The declaration committed the CPs "to make determined efforts" to ensure that their trade policies and measures were consistent with GATT principles and rules, and to resist protectionist pressures.

They also committed themselves "to refrain from taking or maintaining any measures inconsistent with GATT and to make determined efforts to avoid measures, which would limit or distort international trade".

Despite these standstill and rollback commitments, since 1982, there has been a proliferation of protectionist actions, outside of GATT or in defiance of it.

The other areas of the work programme included efforts to develop a comprehensive understanding on safeguards based on GATT principles.

The work programme also provided for individual and collective consultations with CPs on the implementation of the special treatment for the third world trade in agriculture, tropical products, elimination of quantitative restrictions (QRs) maintained illegally against Third World.
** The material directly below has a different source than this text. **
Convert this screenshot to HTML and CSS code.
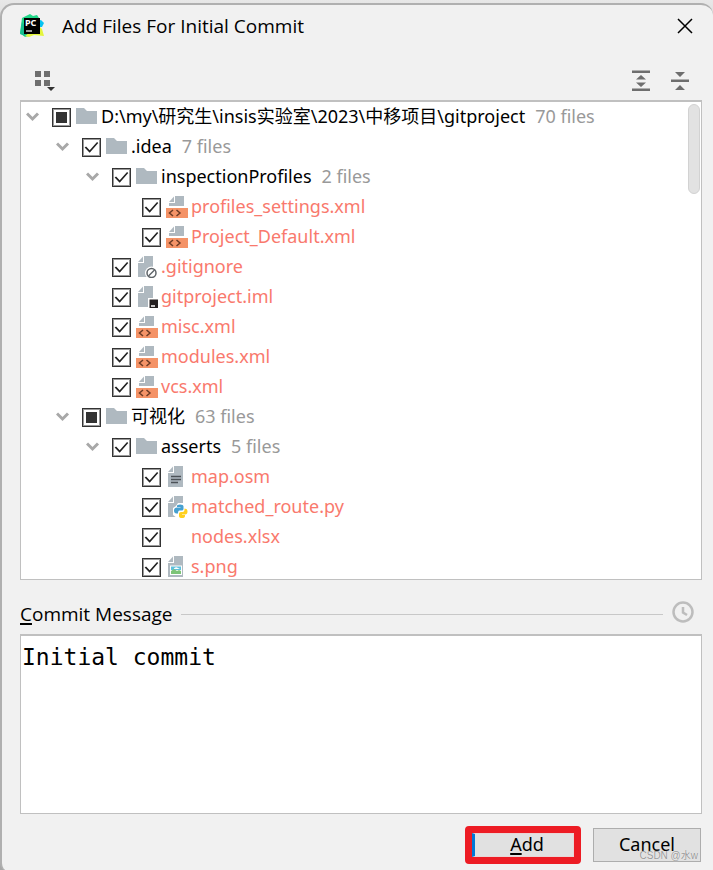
FILE: index.html
```html
<!DOCTYPE html>
<html lang="en">
<head>
    <meta charset="UTF-8">
    <meta name="viewport" content="width=device-width, initial-scale=1.0">
    <title>Add Files For Initial Commit</title>
    <link rel="stylesheet" href="styles.css">
</head>

<body>
    <!-- Icons shared by the tree rows -->
    <svg class="sprite" width="0" height="0" aria-hidden="true">
        <symbol id="chevron" viewBox="0 0 14 10">
            <path d="M1 1.500L6.500 7L12 1.500" fill="none" stroke="#a8a8a8" stroke-width="3"/>
        </symbol>
        <symbol id="folder" viewBox="0 0 22 22">
            <path d="M0 2H8L11 5H21V18H0Z" fill="#afb9c0"/>
        </symbol>
        <symbol id="page" viewBox="0 0 22 22">
            <path d="M8 0H17V21H2V7H8Z" fill="#afb9c0"/>
            <path d="M7 0.500V6H2Z" fill="#afb9c0"/>
        </symbol>
        <symbol id="xml" viewBox="0 0 22 22">
            <path d="M9 0H18V10H3V7H9Z" fill="#afb9c0"/>
            <path d="M8 0.500V6H3Z" fill="#afb9c0"/>
            <path d="M0 12H22V22H0Z" fill="#f49367"/>
            <path d="M7 14L3.500 17L7 20M10.500 14L14 17L10.500 20" fill="none" stroke="#6b3a24" stroke-width="1.500"/>
        </symbol>
        <symbol id="ignored" viewBox="0 0 22 22">
            <use href="#page"/>
            <circle cx="15.500" cy="17" r="6.500" fill="#fff"/>
            <circle cx="15.500" cy="17" r="4.500" fill="none" stroke="#5e6468" stroke-width="1.500"/>
            <path d="M12.500 20L18.500 14" stroke="#5e6468" stroke-width="1.500"/>
        </symbol>
        <symbol id="module" viewBox="0 0 22 22">
            <use href="#page"/>
            <path d="M12 12H22V22H12Z" fill="#fff"/>
            <path d="M13.500 13.500H22V22H13.500Z" fill="#231f20"/>
            <path d="M15 20H19" stroke="#fff" stroke-width="1.500"/>
        </symbol>
        <symbol id="text" viewBox="0 0 22 22">
            <use href="#page"/>
            <path d="M5 10.500H15M5 13.500H15M5 16.500H12" stroke="#4c5257" stroke-width="1.500"/>
        </symbol>
        <symbol id="python" viewBox="0 0 22 22">
            <use href="#page"/>
            <path d="M12 7H17L20 10V11L22 12V22H11L7 19V12L10 10Z" fill="#fff"/>
            <path d="M11 10Q11 8.500 14 8.500Q17.500 8.500 17.500 10.500V13Q17.500 14.500 15.500 14.500H13.500Q12 14.500 12 17.500H10.500Q8 17.500 8 14.500Q8 11.500 11 11.500H14.500V11H11Z" fill="#46a0d0"/>
            <path d="M18.500 12.500Q21.500 12.500 21.500 15.500Q21.500 18.500 19 18.500H16V19H19V20Q19 22 16 22Q13 22 13 20V17.500Q13 16 15 16H16.500Q18.500 16 18.500 14Z" fill="#ffd01e"/>
        </symbol>
        <symbol id="image" viewBox="0 0 22 22">
            <use href="#page"/>
            <path d="M4 9.500H16V19H4Z" fill="#fff"/>
            <path d="M5 10.500H15V14H5Z" fill="#5fc0dc"/>
            <path d="M5 15L8 13L11 15L13 14L15 15V18H5Z" fill="#7dc477"/>
            <path d="M8 12.500Q10 10.500 12 12L14 13H8Z" fill="#fff"/>
        </symbol>
    </svg>

    <main class="dialog">
        <header class="titlebar">
            <svg class="app-icon" width="24" height="24" viewBox="0 0 24 24" aria-hidden="true">
                <path d="M2 4L6 2L10 0L13 2L17 1L19 4L18 12L9 22L5 23L0 19Z" fill="#21d789"/>
                <path d="M2 8L0 20L5 22L10 20Z" fill="#16c08f"/>
                <path d="M18 7L21 6L24 9L22 13L18 13Z" fill="#07c3f2"/>
                <path d="M19 12L22 15L24 22L14 21L9 23L5 22L14 15Z" fill="#e4f53c"/>
                <path d="M4 4H20V20H4Z" fill="#000"/>
                <text class="app-icon-text" x="5" y="12">PC</text>
                <path d="M6 17H12" stroke="#fff" stroke-width="1.200"/>
            </svg>
            <h1>Add Files For Initial Commit</h1>
            <button class="icon-button" type="button" aria-label="Close">
                <svg width="16" height="16" viewBox="0 0 16 16"><path d="M1 1L15 15M15 1L1 15" stroke="#000" stroke-width="1.500"/></svg>
            </button>
        </header>

        <div class="toolbar">
            <button class="icon-button" type="button" aria-label="Group by">
                <svg width="22" height="22" viewBox="0 0 22 22">
                    <path d="M1 1H7V7H1ZM10 1H16V7H10ZM1 10H7V16H1ZM10 10H16V16H10Z" fill="#6e6e6e"/>
                    <path d="M12 16H22L17 22Z" fill="#f1f1f1"/>
                    <path d="M13 17H21L17 21Z" fill="#333"/>
                </svg>
            </button>
            <div class="toolbar-right">
                <button class="icon-button" type="button" aria-label="Expand all">
                    <svg width="18" height="22" viewBox="0 0 18 22">
                        <path d="M0 0.500H18V3H0ZM0 18.500H18V21H0Z" fill="#6e6e6e"/>
                        <path d="M9 5L14 9.500H4ZM9 17L14 12.500H4Z" fill="#6e6e6e"/>
                    </svg>
                </button>
                <button class="icon-button" type="button" aria-label="Collapse all">
                    <svg width="18" height="22" viewBox="0 0 18 22">
                        <path d="M0 9.500H18V12H0Z" fill="#6e6e6e"/>
                        <path d="M9 7L14 2H4ZM9 15L14 20H4Z" fill="#6e6e6e"/>
                    </svg>
                </button>
            </div>
        </div>

        <div class="tree-box">
            <ul class="tree">
                <li>
                    <div class="row">
                        <svg class="arrow"><use href="#chevron"/></svg>
                        <input type="checkbox" id="root" class="partial">
                        <svg class="icon"><use href="#folder"/></svg>
                        <label for="root">D:\my\研究生\insis实验室\2023\中移项目\gitproject</label>
                        <span class="count">70 files</span>
                    </div>
                    <ul>
                        <li>
                            <div class="row">
                                <svg class="arrow"><use href="#chevron"/></svg>
                                <input type="checkbox" id="idea" checked>
                                <svg class="icon"><use href="#folder"/></svg>
                                <label for="idea">.idea</label>
                                <span class="count">7 files</span>
                            </div>
                            <ul>
                                <li>
                                    <div class="row">
                                        <svg class="arrow"><use href="#chevron"/></svg>
                                        <input type="checkbox" id="profiles" checked>
                                        <svg class="icon"><use href="#folder"/></svg>
                                        <label for="profiles">inspectionProfiles</label>
                                        <span class="count">2 files</span>
                                    </div>
                                    <ul>
                                        <li class="row file">
                                            <input type="checkbox" id="settings" checked>
                                            <svg class="icon"><use href="#xml"/></svg>
                                            <label for="settings">profiles_settings.xml</label>
                                        </li>
                                        <li class="row file">
                                            <input type="checkbox" id="default" checked>
                                            <svg class="icon"><use href="#xml"/></svg>
                                            <label for="default">Project_Default.xml</label>
                                        </li>
                                    </ul>
                                </li>
                                <li class="row file">
                                    <input type="checkbox" id="gitignore" checked>
                                    <svg class="icon"><use href="#ignored"/></svg>
                                    <label for="gitignore">.gitignore</label>
                                </li>
                                <li class="row file">
                                    <input type="checkbox" id="iml" checked>
                                    <svg class="icon"><use href="#module"/></svg>
                                    <label for="iml">gitproject.iml</label>
                                </li>
                                <li class="row file">
                                    <input type="checkbox" id="misc" checked>
                                    <svg class="icon"><use href="#xml"/></svg>
                                    <label for="misc">misc.xml</label>
                                </li>
                                <li class="row file">
                                    <input type="checkbox" id="modules" checked>
                                    <svg class="icon"><use href="#xml"/></svg>
                                    <label for="modules">modules.xml</label>
                                </li>
                                <li class="row file">
                                    <input type="checkbox" id="vcs" checked>
                                    <svg class="icon"><use href="#xml"/></svg>
                                    <label for="vcs">vcs.xml</label>
                                </li>
                            </ul>
                        </li>
                        <li>
                            <div class="row">
                                <svg class="arrow"><use href="#chevron"/></svg>
                                <input type="checkbox" id="visual" class="partial">
                                <svg class="icon"><use href="#folder"/></svg>
                                <label for="visual">可视化</label>
                                <span class="count">63 files</span>
                            </div>
                            <ul>
                                <li>
                                    <div class="row">
                                        <svg class="arrow"><use href="#chevron"/></svg>
                                        <input type="checkbox" id="asserts" checked>
                                        <svg class="icon"><use href="#folder"/></svg>
                                        <label for="asserts">asserts</label>
                                        <span class="count">5 files</span>
                                    </div>
                                    <ul>
                                        <li class="row file">
                                            <input type="checkbox" id="map" checked>
                                            <svg class="icon"><use href="#text"/></svg>
                                            <label for="map">map.osm</label>
                                        </li>
                                        <li class="row file">
                                            <input type="checkbox" id="route" checked>
                                            <svg class="icon"><use href="#python"/></svg>
                                            <label for="route">matched_route.py</label>
                                        </li>
                                        <li class="row file">
                                            <input type="checkbox" id="nodes" checked>
                                            <svg class="icon"></svg>
                                            <label for="nodes">nodes.xlsx</label>
                                        </li>
                                        <li class="row file">
                                            <input type="checkbox" id="png" checked>
                                            <svg class="icon"><use href="#image"/></svg>
                                            <label for="png">s.png</label>
                                        </li>
                                    </ul>
                                </li>
                            </ul>
                        </li>
                    </ul>
                </li>
            </ul>
            <div class="scroll-thumb"></div>
        </div>

        <div class="message-head">
            <label for="message"><u>C</u>ommit Message</label>
            <span class="line"></span>
            <button class="icon-button" type="button" aria-label="Message history">
                <svg width="22" height="22" viewBox="0 0 22 22">
                    <circle cx="11" cy="11" r="9.500" fill="none" stroke="#bdbdbd" stroke-width="2.500"/>
                    <path d="M11 6V11.500L15 14" fill="none" stroke="#bdbdbd" stroke-width="2.500"/>
                </svg>
            </button>
        </div>
        <textarea id="message" spellcheck="false">Initial commit</textarea>

        <div class="buttons">
            <div class="highlight"><button class="add" type="submit"><u>A</u>dd</button></div>
            <div class="cancel-wrap">
                <button class="cancel" type="button">Cancel</button>
                <span class="watermark">CSDN @水w</span>
            </div>
        </div>
    </main>

    <script>
        // Folders with only some files ticked
        document.querySelectorAll('.partial').forEach(box => {
            box.indeterminate = true;
        });
    </script>
</body>
</html>
```
FILE: styles.css
```css
* {
    box-sizing: border-box;
}

body {
    margin: 0;
    padding-top: 3px;
    background: linear-gradient(#e8e8e8, #a8a8a8 120px);
    font-family: "Noto Sans", "Noto Sans CJK SC", sans-serif;
    font-size: 18px;
    line-height: 24px;
    color: #000;
}

.sprite {
    position: absolute;
}

.dialog {
    display: flex;
    flex-direction: column;
    min-height: calc(100vh - 3px);
    padding: 0 11px 7px 18px;
    background: #f1f1f1;
    border-top: 2px solid #b0b0b0;
    border-left: 2px solid #b0b0b0;
    border-radius: 14px 12px 0 8px;
}

.titlebar {
    display: flex;
    align-items: center;
    height: 42px;
    padding-right: 9px;
}

.app-icon-text {
    font-size: 9px;
    font-weight: bold;
    fill: #fff;
}

h1,
.message-head label {
    font-family: "Open Sans", sans-serif;
    font-size: 19px;
    font-weight: normal;
}

h1 {
    flex: 1;
    margin: 0 0 0 18px;
}

.icon-button {
    display: flex;
    padding: 0;
    border: none;
    background: none;
    cursor: pointer;
}

.toolbar {
    display: flex;
    align-items: center;
    justify-content: space-between;
    height: 53px;
    padding: 14px 13px 0 14px;
}

.toolbar-right {
    display: flex;
    gap: 21px;
}

.tree-box {
    position: relative;
    flex: 1 0 480px;
    height: 480px;
    overflow: hidden;
    background: #fff;
    border: 1px solid #c0c0c0;
    border-top-width: 2px;
}

.tree,
.tree ul {
    margin: 0;
    padding: 0;
    list-style: none;
}

.tree {
    padding-left: 5px;
}

.tree ul {
    padding-left: 30px;
}

.row {
    display: flex;
    align-items: center;
    height: 30px;
    white-space: nowrap;
}

.row label,
.count {
    padding-bottom: 2px;
}

.file {
    padding-left: 26px;
    color: #f9796d;
}

.arrow {
    width: 14px;
    height: 10px;
    margin-right: 12px;
}

.icon {
    width: 22px;
    height: 22px;
    margin: 0 3px 0 5px;
}

.count {
    margin-left: 10px;
    color: #999;
}

input[type="checkbox"] {
    appearance: none;
    width: 19px;
    height: 19px;
    margin: 0;
    background: #fff;
    border: 1px solid #333;
    box-shadow: inset 0 0 0 1px #999;
}

input[type="checkbox"]:checked::before {
    content: "";
    display: block;
    height: 15px;
    margin: 1px;
    background: #222;
    clip-path: polygon(4% 54%, 14% 46%, 38% 72%, 87% 16%, 95% 24%, 38% 89%);
}

input[type="checkbox"]:indeterminate::before {
    content: "";
    display: block;
    height: 11px;
    margin: 3px;
    background: #333;
}

.scroll-thumb {
    position: absolute;
    top: 2px;
    right: 1px;
    width: 12px;
    height: 90px;
    background: #e2e2e2;
    border: 1px solid #d2d2d2;
    border-radius: 6px;
}

.message-head {
    display: flex;
    align-items: center;
    height: 54px;
    padding: 10px 8px 0 0;
}

.message-head label,
.message-head .line {
    margin-top: 4px;
}

.message-head .line {
    flex: 1;
    height: 1px;
    margin-left: 8px;
    margin-right: 9px;
    background: #c8c8c8;
}

u {
    text-decoration-thickness: 2px;
    text-underline-offset: 2px;
    text-decoration-skip-ink: none;
}

textarea {
    display: block;
    width: 100%;
    height: 180px;
    padding: 6px 1px;
    background: #fff;
    border: 1px solid #c0c0c0;
    border-top-width: 2px;
    border-radius: 0;
    outline: none;
    resize: none;
    color: #000;
    font-family: "DejaVu Sans Mono", monospace;
    font-size: 23px;
    line-height: 30px;
}

.buttons {
    display: flex;
    align-items: center;
    justify-content: flex-end;
    gap: 12px;
    margin-top: 12px;
    padding-right: 1px;
}

.highlight {
    border: 7px solid #ed1c24;
    border-radius: 4px;
}

.add,
.cancel {
    display: block;
    background: #e1e1e1;
    color: #000;
    font-family: inherit;
    font-size: 18px;
    line-height: 20px;
}

.add {
    width: 102px;
    height: 24px;
    padding: 0 0 3px 6px;
    border: 1px solid #e9d5d5;
    border-left: 3px solid #0078d7;
}

.cancel-wrap {
    position: relative;
}

.cancel {
    width: 108px;
    height: 34px;
    padding: 0 0 2px;
    border: 1px solid #adadad;
}

.watermark {
    position: absolute;
    right: 3px;
    bottom: 0;
    color: #999;
    font-family: "Liberation Sans", "Noto Sans CJK SC", sans-serif;
    font-size: 10px;
    line-height: 12px;
    text-shadow: 0 0 1px #fff;
    white-space: nowrap;
}
```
Little progress has been made on any of these, and in several of them even the chances of progress have been stymied with the U.S. and Japan renewing their call for a new round, and the GATT director-general voicing the view that implementation of the various parts of the work programme, and the mutual trade-offs involved, could best be done through a new round.

Third World countries complain that in this atmosphere, even the removal of illegal restrictions was being made a quid pro quo for third world concessions in goods and the nee areas like services.

However, learning from past experience of seven rounds, the third world countries are insisting on implementation of past commitments, to re-establish GATT credibility, promising in turn an initiative of their own for specific trade negotiations, confined to trade in goods.

They are opposing any effort to bring services into GATT, or creating a new code in GATT on services, linked to trade in goods, that would provide to signatories better conditions of trade in goods as a quid pro quo.

Such a three-tier GATT, they say, will really be the end of GATT as an international trading system.